Sometimes there are goals. Never pages, or word counts, but scenes. I need to get through this scene. I have to take it that far. I can't stop in the middle. Sometimes I start with a particular scene in mind, other times I write until I start to get tired, and just finish up the scene I'm in.

You've got some awesome book covers for Anna and Girl. How involved are you in the development process for your book covers, and how are things looking for Antigoddess?

The ANNA books did get incredible covers, didn't they? Beautiful. So beautiful that all of the international editions I've seen are using variations of the same art, which I don't think happens that often. The artist is from Europe. Nekro. Amazing, and only works in black white and red. I wasn't really involved in the development process. The idea was my editor's, and then they just executed. I asked that we not see Anna's face, because I like to imagine.

As for ANTIGODDESS, we just had the first conversation about the cover, and I'm really excited about how things are shaping up. As long as the sales team thinks it's a good concept, I'm thinking it's going to get a beautiful cover. It was weird, because my editor and I had almost the exact same idea for it.



















Any YA books on your bedside table you are either reading, dying to read, or just finished?

 Right now I'm reading BLACK CITY by Elizabeth Richards. I just finished THE NIGHTMARE AFFAIR by Mindee Arnett which I adored! Love the cover for it too; can't wait to yak about it with other readers. Then I'm on to RENEGADE by J.A. Souders. I'm really looking forward to DUALED, by Elsie Chapman, and loads of others!
    (added them to my TBR pile, thanks!)

 

What can we look forward to in Girl of Nightmares when it comes out in September?

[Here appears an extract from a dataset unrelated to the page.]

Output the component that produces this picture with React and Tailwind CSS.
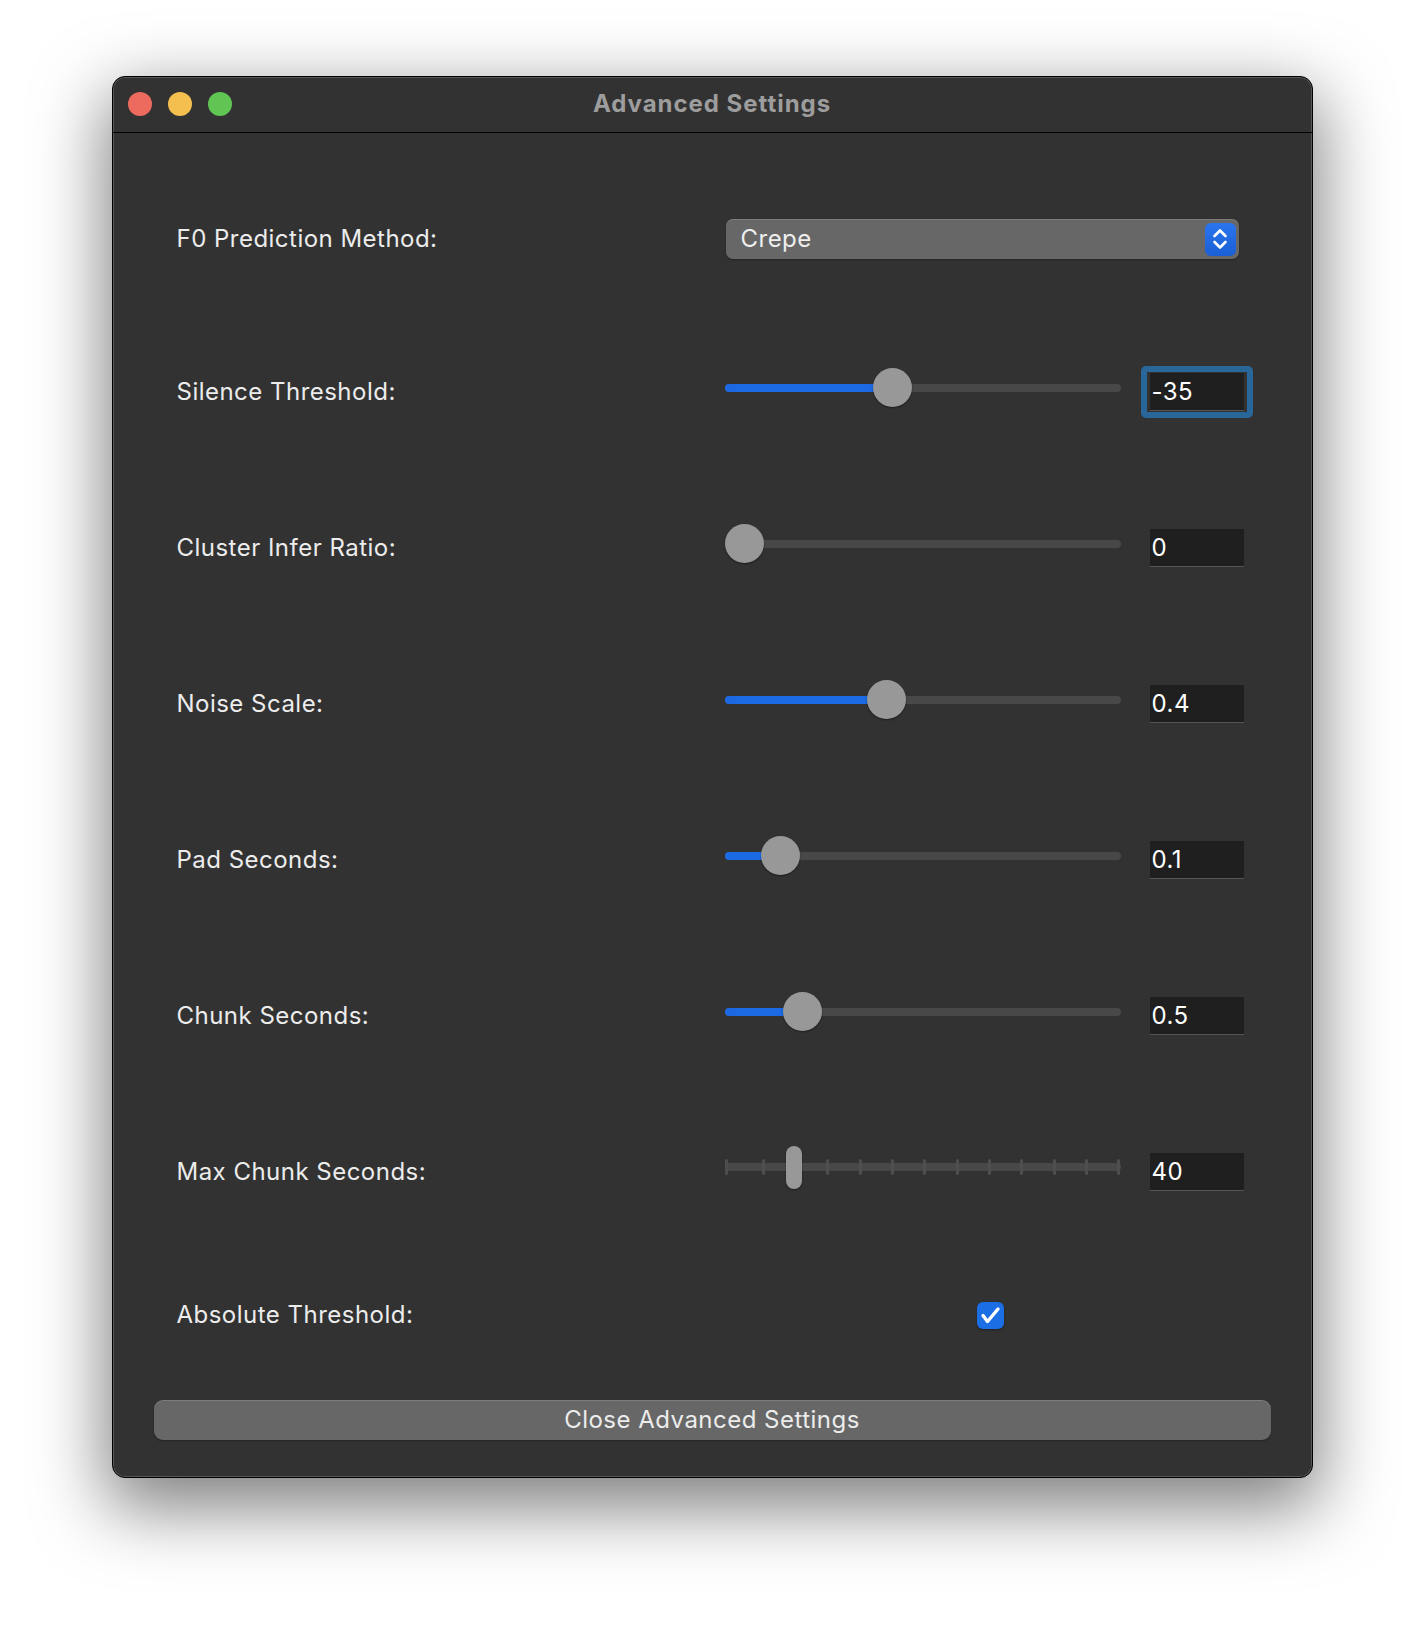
import React from "react";

const font = { fontFamily: "Inter, 'Liberation Sans', sans-serif" };

const sliders = [
  { label: "Silence Threshold:", value: "-35", pos: 168, focused: true },
  { label: "Cluster Infer Ratio:", value: "0", pos: 19.5 },
  { label: "Noise Scale:", value: "0.4", pos: 162 },
  { label: "Pad Seconds:", value: "0.1", pos: 56 },
  { label: "Chunk Seconds:", value: "0.5", pos: 78 },
];

function Slider({ pos }) {
  return (
    <div className="relative flex h-[39px] w-[396px] shrink-0 items-center mb-[9px]">
      <div className="h-[8px] w-full rounded-full bg-[#484848]" />
      {pos > 22 && (
        <div className="absolute left-0 h-[8px] rounded-full bg-[#1b69e3]" style={{ width: pos }} />
      )}
      <div
        className="absolute top-0 h-[39px] w-[39px] rounded-full bg-[#989898] shadow-[0_1px_2px_rgba(0,0,0,0.4)]"
        style={{ left: pos - 19.5 }}
      />
    </div>
  );
}

function Field({ value, focused }) {
  const box = (
    <div className="flex h-[38px] w-[94px] items-center border-b border-[#555] bg-[#1f1f1f] pl-[2px] text-[24px] tracking-[0.02em] text-white">
      {value}
    </div>
  );
  if (!focused) return <div className="ml-[29px] shrink-0">{box}</div>;
  return (
    <div className="ml-[20px] shrink-0 rounded-[5px] border-[6px] border-[#29679a] px-[3px] py-[1px]">
      {box}
    </div>
  );
}

function Row({ label, children, className = "" }) {
  return (
    <div className={"flex h-[56px] items-center " + className}>
      <div className="w-[548px] shrink-0 text-[24px] tracking-[0.02em] text-[#ececec]">{label}</div>
      {children}
    </div>
  );
}

export default function App() {
  return (
    <div className="flex min-h-[1626px] justify-center bg-white pt-[76px]" style={font}>
      <div className="flex h-[1402px] w-[1201px] flex-col overflow-hidden rounded-[13px] border border-black bg-[#323232] shadow-[0_24px_70px_6px_rgba(0,0,0,0.5),inset_0_0_0_1px_rgba(255,255,255,0.18)]">
        {/* title bar */}
        <div className="relative flex h-[56px] items-center border-b border-black pb-[2px] pl-[15px]">
          <div className="flex gap-[16px]">
            <div className="h-[24px] w-[24px] rounded-full bg-[#ec6a5e]" />
            <div className="h-[24px] w-[24px] rounded-full bg-[#f4bf4f]" />
            <div className="h-[24px] w-[24px] rounded-full bg-[#61c554]" />
          </div>
          <div className="absolute inset-x-0 top-[9px] text-center text-[24px] font-bold tracking-[0.04em] text-[#9d9d9d]">
            Advanced Settings
          </div>
        </div>

        <div className="flex flex-col pl-[64px] pt-[78px]">
          <Row label="F0 Prediction Method:">
            <div className="ml-[1px] flex h-[40px] w-[513px] shrink-0 items-center justify-between rounded-[7px] bg-[#676767] pl-[15px] pr-[3px] shadow-[inset_0_1px_0_rgba(255,255,255,0.15),0_1px_2px_rgba(0,0,0,0.3)]">
              <span className="text-[24px] tracking-[0.02em] text-[#eee]">Crepe</span>
              <div className="flex h-[33px] w-[31px] items-center justify-center rounded-[6px] bg-gradient-to-b from-[#2a75ee] to-[#1a5fd6]">
                <svg width="18" height="24" viewBox="0 0 18 24" fill="none" stroke="white" strokeWidth="2.6" strokeLinecap="round" strokeLinejoin="round">
                  <path d="M3.5 9 L9 3.5 L14.5 9" />
                  <path d="M3.5 15 L9 20.5 L14.5 15" />
                </svg>
              </div>
            </div>
          </Row>

          {sliders.map((s, i) => (
            <Row key={s.label} label={s.label} className={i === 0 ? "mt-[97px]" : "mt-[100px]"}>
              <Slider pos={s.pos} />
              <Field value={s.value} focused={s.focused} />
            </Row>
          ))}

          <Row label="Max Chunk Seconds:" className="mt-[100px]">
            <div className="relative flex h-[43px] w-[396px] shrink-0 items-center mb-[10px]">
              <div className="absolute inset-x-0 h-[8px] rounded-full bg-[#484848]" />
              <div className="relative flex w-full items-center">
                <div className="h-[16px] w-[3px] rounded-full bg-[#4e4e4e]" />
                <div className="ml-[34px] flex flex-1 justify-between">
                  {Array.from({ length: 12 }).map((_, i) => (
                    <div key={i} className="h-[16px] w-[3px] rounded-full bg-[#4e4e4e]" />
                  ))}
                </div>
              </div>
              <div className="absolute left-[61px] top-0 h-[43px] w-[16px] rounded-full bg-[#989898] shadow-[0_1px_2px_rgba(0,0,0,0.4)]" />
            </div>
            <Field value="40" />
          </Row>

          <Row label="Absolute Threshold:" className="mt-[87px]">
            <div className="ml-[252px] flex h-[27px] w-[27px] shrink-0 items-center justify-center rounded-[6px] bg-[#1b6ee4] shadow-[0_1px_2px_rgba(0,0,0,0.4)]">
              <svg width="27" height="27" viewBox="0 0 27 27" fill="none" stroke="white" strokeWidth="3.4" strokeLinecap="round" strokeLinejoin="round">
                <path d="M6 13.5 L10.5 19.5 L21 7" />
              </svg>
            </div>
          </Row>
        </div>

        <div className="px-[41px] pt-[57px]">
          <div className="flex h-[40px] items-center justify-center rounded-[9px] bg-[#676767] text-[24px] tracking-[0.02em] text-[#ececec] shadow-[inset_0_1px_0_rgba(255,255,255,0.15),0_1px_2px_rgba(0,0,0,0.3)]">
            Close Advanced Settings
          </div>
        </div>
      </div>
    </div>
  );
}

Well, more of the blood, ghosts and gore. It also features some real haunted places, like the Tower of London, so you know there's travel. It's the end of the series, so expect things to wrap up. If you had questions about the knife, more is explained. If you had questions about Morfran...he still refuses to spill them.

~ Thanks so much!

Thank you for having me by Lagniappe! Very fun interview!